A new study suggests that individuals who engage in regular physical exercise throughout adulthood are less likely to suffer depression after having a heart attack.
Chronic inactivity is a contributing factor in many health problems; in fact, it has been cited as the fourth leading cause of death worldwide. On the other hand, engaging in regular physical exercise has been shown to have many health benefits. Not the least among them is its ability to help combat depression.
In a recent study, scientists looked in particular at the relationship between a long-term habit of regular exercise and the likelihood of suffering depression following a heart attack. For this study, scientists used data from a Norwegian general health survey (the HUNT survey) which was collected in three phases: from 1986-1988; from 1995-1997; and from 2006-2008. Patients who had participated in all three survey phases, and had suffered a heart attack between the second and third phases, but had no prior history of heart disease or depression, were included in the study
Scientists took note of how many patients developed depression following their heart attack, and compared that data with the patients’ exercise patterns over the phases of the HUNT survey.
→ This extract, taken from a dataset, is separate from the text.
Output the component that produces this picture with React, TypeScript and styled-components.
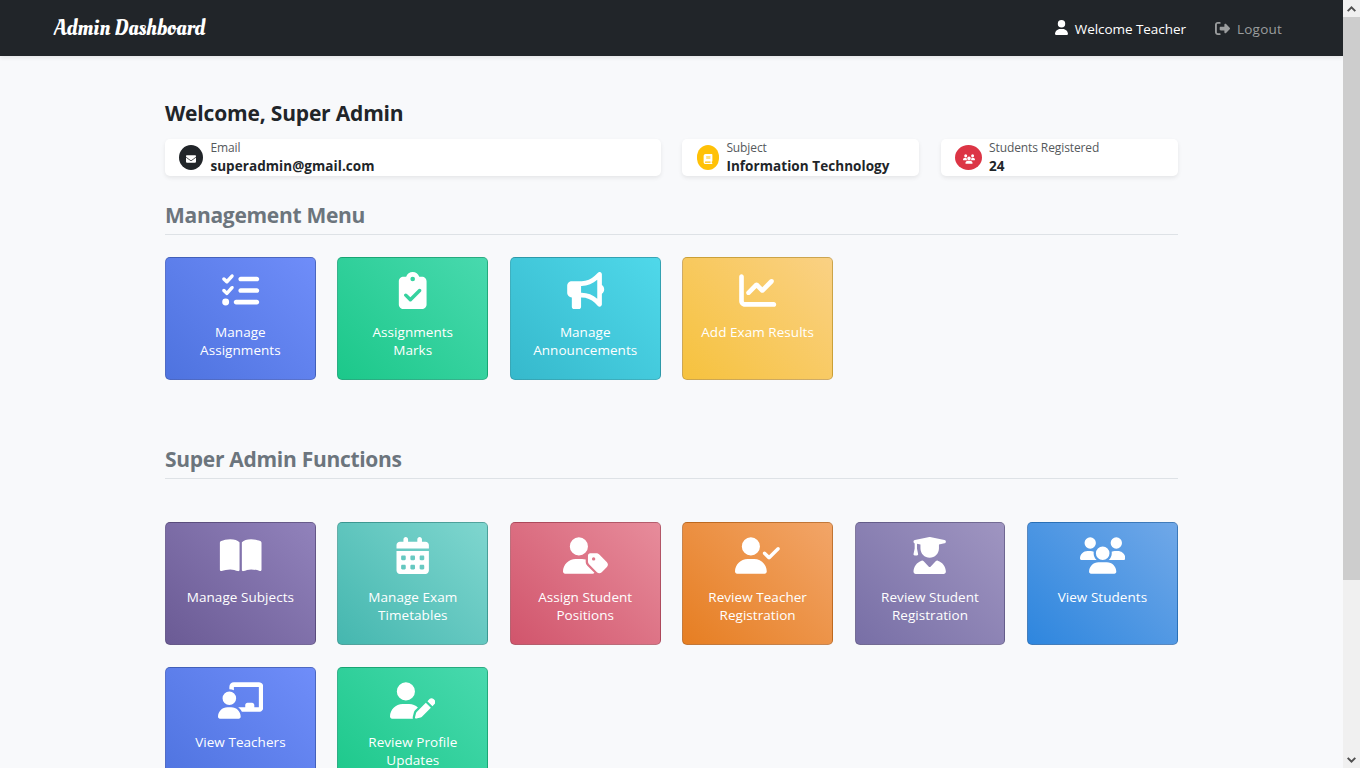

Patients were categorized into four groups:
- Those who were persistently inactive over all phases of the survey;
- Those who went from being active to inactive during the survey;
- Those who went from being inactive to active during the survey;
- Those who were persistently active throughout the survey.
Overall, 11% of patients suffered depression following the heart attack. However, the incidence of depression across categories of activity showed a distinct trend favouring those who had a habit of engaging in regular exercise:
- Patients who were persistently active – 7.5% suffered depression;
- Patients who changed from being inactive to being active – 9.1% suffered depression;
- Patients who changed from being active to inactive – 12.5% suffered depression;
- Patients who were persistently inactive – 17.4% suffered depression.
The main finding of this study was that maintaining a recommended level of physical activity in adulthood was significantly associated with lower odds of having depressive symptoms after a heart attack. This finding is in keeping with data from other research indicating more broadly that a long-term habit of engaging in regular physical exercise can be a useful strategy for preventing or combating depression.